# START OF DATASET RECORDS
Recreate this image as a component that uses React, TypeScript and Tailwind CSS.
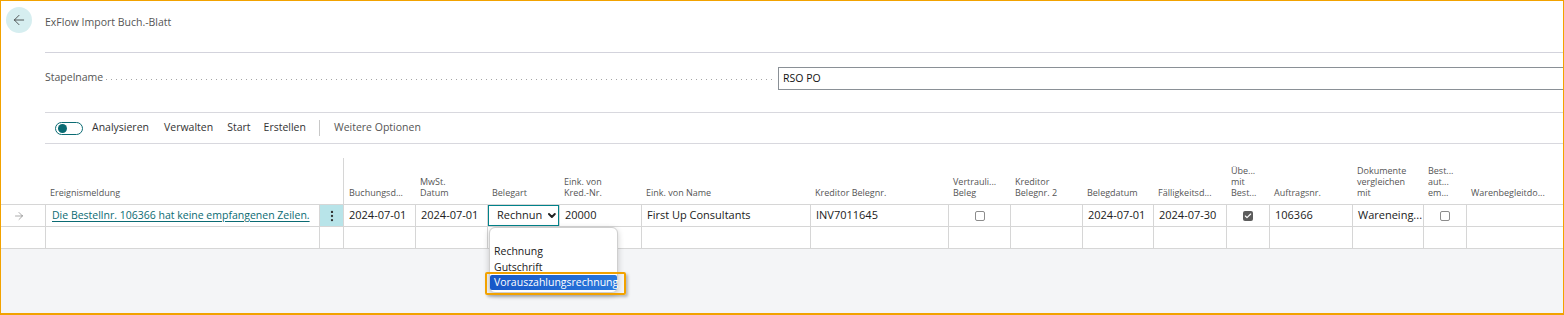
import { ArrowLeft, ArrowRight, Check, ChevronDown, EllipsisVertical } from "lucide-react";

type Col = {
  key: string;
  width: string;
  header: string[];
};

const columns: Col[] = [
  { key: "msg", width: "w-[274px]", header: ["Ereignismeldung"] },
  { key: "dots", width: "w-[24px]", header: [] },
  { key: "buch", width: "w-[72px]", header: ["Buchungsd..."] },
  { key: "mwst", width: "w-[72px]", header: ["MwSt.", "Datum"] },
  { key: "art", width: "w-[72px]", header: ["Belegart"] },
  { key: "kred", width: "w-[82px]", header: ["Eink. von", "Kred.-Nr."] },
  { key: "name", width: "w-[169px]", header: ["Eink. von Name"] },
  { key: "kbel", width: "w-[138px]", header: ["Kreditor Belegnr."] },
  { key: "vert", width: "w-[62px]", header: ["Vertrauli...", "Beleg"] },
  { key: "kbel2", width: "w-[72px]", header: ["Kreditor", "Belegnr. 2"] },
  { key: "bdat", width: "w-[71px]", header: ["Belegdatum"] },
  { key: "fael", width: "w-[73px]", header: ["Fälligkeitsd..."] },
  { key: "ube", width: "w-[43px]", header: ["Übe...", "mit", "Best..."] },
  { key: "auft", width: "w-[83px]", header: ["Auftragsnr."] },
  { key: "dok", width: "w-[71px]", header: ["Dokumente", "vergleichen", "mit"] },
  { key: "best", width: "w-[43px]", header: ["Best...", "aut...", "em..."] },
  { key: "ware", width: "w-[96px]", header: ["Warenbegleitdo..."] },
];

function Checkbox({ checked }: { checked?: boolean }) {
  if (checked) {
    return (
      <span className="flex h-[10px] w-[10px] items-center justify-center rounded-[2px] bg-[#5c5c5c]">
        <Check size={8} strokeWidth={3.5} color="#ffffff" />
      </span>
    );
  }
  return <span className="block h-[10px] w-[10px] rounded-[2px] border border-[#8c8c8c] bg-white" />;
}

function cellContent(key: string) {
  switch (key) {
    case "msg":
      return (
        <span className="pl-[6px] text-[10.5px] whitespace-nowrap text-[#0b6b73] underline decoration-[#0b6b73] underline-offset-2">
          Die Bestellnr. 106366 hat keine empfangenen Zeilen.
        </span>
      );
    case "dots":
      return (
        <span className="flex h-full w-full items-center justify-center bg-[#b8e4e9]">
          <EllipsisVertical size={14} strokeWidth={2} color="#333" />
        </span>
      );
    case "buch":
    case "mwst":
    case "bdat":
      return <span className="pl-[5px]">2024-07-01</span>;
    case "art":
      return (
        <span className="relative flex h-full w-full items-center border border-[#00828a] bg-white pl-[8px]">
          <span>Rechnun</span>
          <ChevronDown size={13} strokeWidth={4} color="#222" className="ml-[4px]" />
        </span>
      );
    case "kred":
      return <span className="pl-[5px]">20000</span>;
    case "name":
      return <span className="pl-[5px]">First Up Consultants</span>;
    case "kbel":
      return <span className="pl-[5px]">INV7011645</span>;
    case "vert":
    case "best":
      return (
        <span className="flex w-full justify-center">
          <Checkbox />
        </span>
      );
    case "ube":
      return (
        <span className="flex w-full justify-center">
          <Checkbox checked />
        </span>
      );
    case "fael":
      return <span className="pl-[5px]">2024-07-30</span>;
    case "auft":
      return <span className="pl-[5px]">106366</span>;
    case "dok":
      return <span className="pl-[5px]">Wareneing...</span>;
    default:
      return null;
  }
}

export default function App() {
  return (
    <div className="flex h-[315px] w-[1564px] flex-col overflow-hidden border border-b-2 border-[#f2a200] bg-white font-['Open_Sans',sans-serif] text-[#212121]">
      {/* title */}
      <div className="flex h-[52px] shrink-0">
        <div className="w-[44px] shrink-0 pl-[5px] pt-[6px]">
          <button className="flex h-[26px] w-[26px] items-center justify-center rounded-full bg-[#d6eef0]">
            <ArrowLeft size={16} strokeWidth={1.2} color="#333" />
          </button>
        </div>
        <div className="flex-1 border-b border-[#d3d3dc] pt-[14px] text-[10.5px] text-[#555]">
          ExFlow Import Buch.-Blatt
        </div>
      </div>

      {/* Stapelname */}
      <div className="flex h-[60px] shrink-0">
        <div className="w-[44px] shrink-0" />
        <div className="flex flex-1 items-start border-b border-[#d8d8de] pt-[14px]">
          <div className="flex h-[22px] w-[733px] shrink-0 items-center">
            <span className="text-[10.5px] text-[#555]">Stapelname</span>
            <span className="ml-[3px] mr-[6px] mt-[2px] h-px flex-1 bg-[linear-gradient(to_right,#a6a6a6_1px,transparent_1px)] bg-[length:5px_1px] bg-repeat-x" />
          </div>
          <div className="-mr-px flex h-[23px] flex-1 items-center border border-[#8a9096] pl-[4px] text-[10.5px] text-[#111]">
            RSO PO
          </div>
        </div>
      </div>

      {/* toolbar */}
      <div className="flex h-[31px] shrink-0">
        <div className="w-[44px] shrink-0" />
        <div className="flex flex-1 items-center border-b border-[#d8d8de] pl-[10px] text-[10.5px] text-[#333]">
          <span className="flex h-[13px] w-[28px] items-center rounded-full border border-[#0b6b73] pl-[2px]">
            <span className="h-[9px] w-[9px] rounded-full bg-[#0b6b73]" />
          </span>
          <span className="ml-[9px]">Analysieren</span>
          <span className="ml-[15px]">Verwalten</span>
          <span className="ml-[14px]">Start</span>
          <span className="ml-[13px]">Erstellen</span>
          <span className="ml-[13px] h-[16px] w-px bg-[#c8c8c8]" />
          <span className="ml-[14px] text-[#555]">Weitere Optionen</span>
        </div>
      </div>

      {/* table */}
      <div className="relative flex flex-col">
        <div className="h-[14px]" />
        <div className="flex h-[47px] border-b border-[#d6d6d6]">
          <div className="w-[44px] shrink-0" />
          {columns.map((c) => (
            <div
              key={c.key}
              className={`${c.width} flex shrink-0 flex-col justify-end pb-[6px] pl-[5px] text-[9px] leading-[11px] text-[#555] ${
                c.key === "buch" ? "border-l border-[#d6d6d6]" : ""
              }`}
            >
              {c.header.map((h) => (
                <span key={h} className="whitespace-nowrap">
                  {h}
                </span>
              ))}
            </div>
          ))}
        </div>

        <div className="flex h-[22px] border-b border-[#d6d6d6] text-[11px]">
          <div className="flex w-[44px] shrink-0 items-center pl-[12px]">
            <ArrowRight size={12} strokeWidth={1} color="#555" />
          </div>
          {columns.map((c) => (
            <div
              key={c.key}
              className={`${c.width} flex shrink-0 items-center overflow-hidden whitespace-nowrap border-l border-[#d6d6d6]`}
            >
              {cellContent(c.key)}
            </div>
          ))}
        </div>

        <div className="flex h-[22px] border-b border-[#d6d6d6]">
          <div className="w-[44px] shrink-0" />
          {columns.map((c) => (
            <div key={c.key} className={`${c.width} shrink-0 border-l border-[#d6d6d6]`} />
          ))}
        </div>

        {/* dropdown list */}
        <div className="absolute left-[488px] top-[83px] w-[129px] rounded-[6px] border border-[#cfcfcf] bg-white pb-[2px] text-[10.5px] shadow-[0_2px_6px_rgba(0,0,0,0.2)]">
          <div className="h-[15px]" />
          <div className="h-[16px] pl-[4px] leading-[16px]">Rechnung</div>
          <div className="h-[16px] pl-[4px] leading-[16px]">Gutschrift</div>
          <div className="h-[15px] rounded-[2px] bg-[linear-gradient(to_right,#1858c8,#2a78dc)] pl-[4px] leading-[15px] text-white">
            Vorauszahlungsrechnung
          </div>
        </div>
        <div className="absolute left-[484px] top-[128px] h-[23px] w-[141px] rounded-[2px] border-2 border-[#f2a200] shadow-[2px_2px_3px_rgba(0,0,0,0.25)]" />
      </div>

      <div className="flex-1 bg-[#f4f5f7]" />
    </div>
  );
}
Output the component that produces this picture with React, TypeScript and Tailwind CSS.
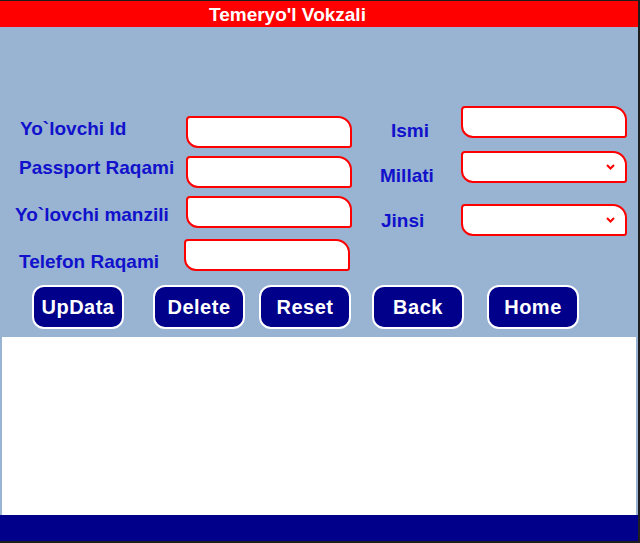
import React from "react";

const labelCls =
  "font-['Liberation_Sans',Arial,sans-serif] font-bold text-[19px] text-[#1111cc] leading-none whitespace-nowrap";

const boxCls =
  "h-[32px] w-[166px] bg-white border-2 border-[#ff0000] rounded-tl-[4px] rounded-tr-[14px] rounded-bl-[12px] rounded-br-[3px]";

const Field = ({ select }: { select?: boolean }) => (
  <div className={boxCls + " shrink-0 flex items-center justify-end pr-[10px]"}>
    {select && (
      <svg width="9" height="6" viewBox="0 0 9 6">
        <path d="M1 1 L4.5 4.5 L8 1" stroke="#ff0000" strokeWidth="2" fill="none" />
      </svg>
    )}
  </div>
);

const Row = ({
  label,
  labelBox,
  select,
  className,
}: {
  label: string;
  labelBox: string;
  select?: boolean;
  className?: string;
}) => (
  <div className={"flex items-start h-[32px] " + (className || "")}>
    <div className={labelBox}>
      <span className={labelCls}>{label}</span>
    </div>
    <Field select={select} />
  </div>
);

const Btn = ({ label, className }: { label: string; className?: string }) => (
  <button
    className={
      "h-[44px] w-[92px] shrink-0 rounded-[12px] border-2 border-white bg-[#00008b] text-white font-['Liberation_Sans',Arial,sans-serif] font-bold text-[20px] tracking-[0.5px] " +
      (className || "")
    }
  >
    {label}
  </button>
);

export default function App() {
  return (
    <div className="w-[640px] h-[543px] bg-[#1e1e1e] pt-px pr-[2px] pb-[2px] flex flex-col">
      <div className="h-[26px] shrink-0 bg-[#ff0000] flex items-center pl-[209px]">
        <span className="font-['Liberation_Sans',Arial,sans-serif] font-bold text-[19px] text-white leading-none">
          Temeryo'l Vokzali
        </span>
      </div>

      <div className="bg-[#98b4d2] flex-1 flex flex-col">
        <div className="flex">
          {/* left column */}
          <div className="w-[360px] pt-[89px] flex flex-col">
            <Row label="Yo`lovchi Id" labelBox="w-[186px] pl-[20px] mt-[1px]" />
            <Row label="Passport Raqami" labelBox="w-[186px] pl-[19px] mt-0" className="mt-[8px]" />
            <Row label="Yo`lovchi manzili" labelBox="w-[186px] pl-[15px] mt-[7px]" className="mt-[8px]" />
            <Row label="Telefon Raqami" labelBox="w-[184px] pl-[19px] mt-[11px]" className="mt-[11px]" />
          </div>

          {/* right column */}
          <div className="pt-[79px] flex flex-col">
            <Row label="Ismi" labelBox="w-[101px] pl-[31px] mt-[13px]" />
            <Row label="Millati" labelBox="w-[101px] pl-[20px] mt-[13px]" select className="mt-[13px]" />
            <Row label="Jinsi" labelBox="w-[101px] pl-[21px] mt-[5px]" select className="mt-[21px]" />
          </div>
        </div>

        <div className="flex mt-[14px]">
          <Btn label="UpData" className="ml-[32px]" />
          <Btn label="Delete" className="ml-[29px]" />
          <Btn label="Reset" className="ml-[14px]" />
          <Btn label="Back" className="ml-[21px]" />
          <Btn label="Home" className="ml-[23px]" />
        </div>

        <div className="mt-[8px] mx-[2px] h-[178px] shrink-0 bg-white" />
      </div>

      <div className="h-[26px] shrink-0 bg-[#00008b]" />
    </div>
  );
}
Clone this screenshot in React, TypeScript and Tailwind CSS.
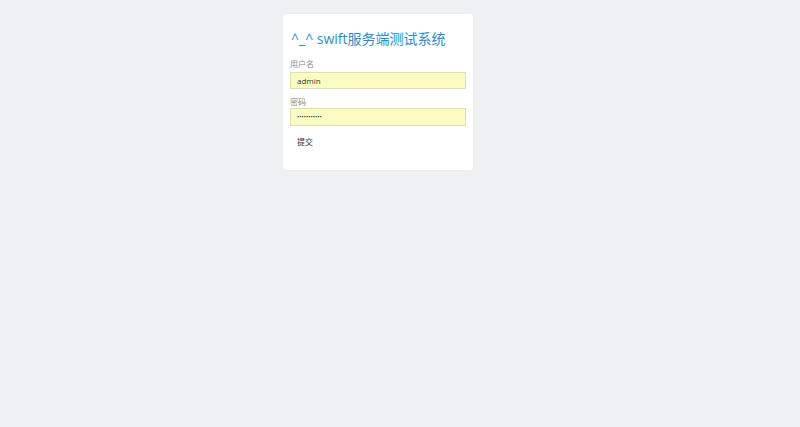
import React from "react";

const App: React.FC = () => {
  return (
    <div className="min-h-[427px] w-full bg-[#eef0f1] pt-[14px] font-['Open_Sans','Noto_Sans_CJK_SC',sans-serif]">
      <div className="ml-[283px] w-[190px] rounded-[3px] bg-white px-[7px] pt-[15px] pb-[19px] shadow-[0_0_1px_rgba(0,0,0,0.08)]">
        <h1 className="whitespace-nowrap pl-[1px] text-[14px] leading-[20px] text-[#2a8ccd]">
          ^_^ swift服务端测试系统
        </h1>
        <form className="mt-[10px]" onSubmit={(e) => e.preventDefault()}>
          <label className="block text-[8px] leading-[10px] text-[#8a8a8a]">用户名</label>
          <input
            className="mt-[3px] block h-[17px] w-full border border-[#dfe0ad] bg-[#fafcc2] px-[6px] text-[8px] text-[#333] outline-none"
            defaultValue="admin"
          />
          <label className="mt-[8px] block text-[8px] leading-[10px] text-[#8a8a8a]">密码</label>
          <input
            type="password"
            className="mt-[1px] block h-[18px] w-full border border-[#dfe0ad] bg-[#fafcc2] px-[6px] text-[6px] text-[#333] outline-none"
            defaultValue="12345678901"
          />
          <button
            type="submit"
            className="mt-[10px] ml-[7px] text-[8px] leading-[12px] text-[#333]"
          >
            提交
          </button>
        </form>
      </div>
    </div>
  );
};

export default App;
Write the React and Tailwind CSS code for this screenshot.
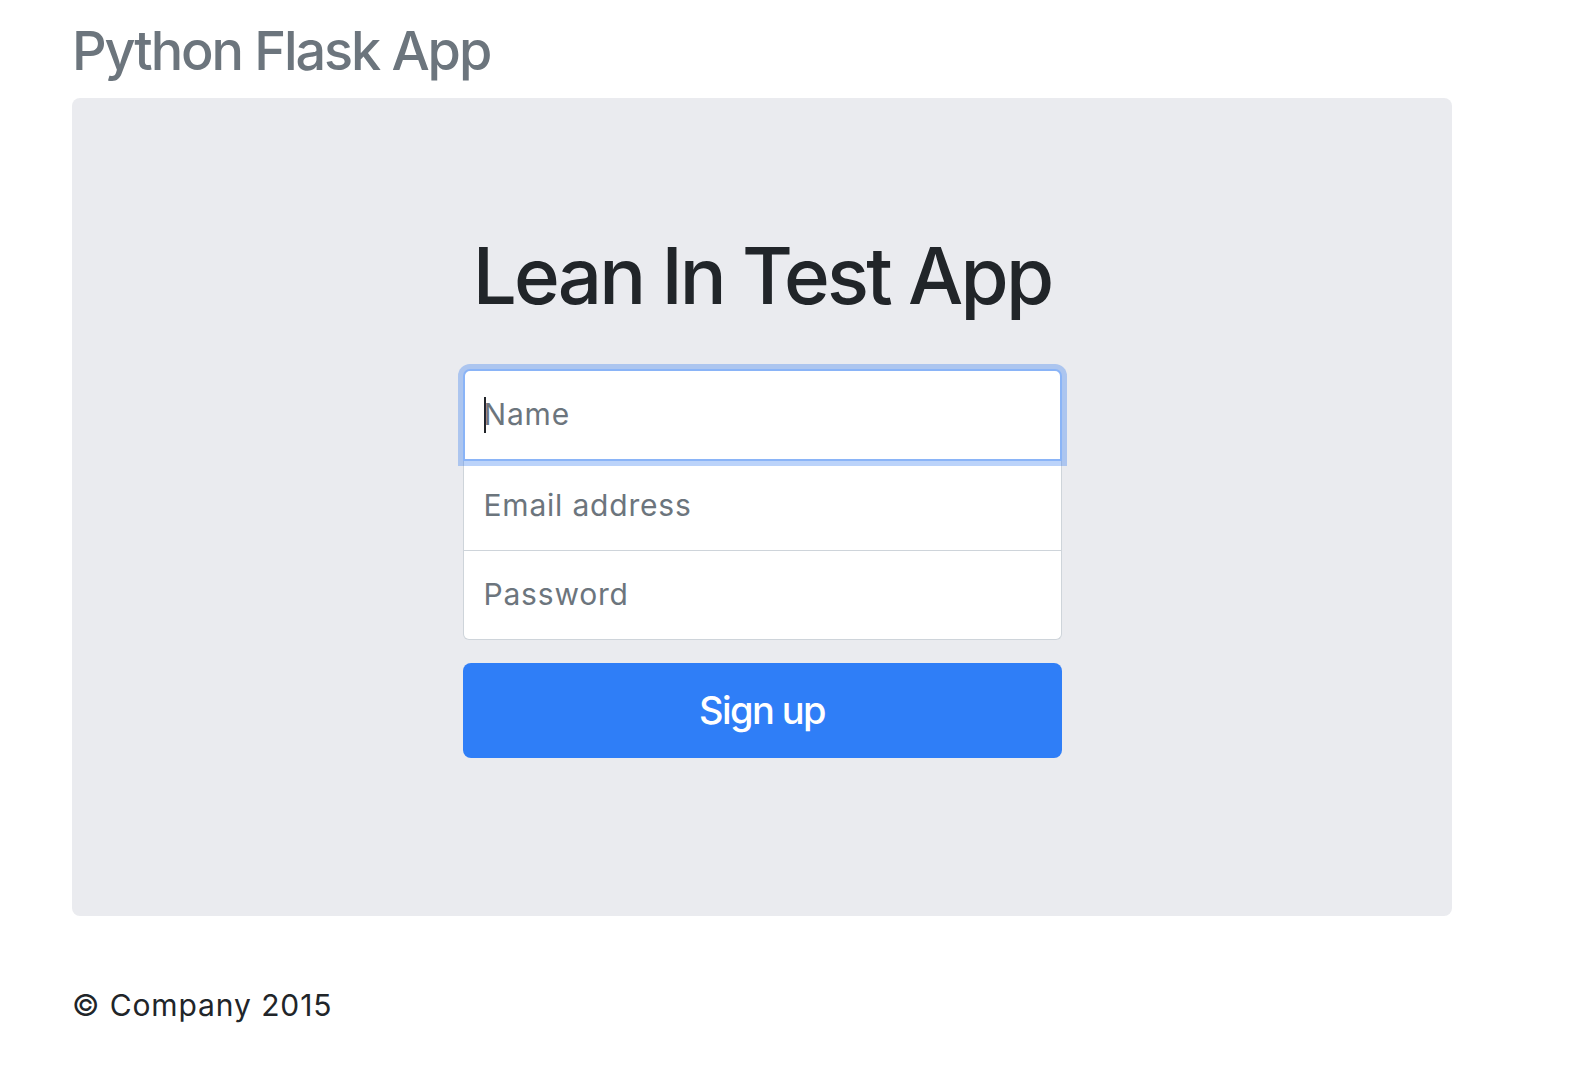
# END OF DATASET RECORDS
All lines above with "Tailwind" in them should be returned.

▸ WRITTEN SOLUTION:
Recreate this image as a component that uses React, TypeScript and Tailwind CSS.
Output the component that produces this picture with React, TypeScript and Tailwind CSS.
Clone this screenshot in React, TypeScript and Tailwind CSS.
Write the React and Tailwind CSS code for this screenshot.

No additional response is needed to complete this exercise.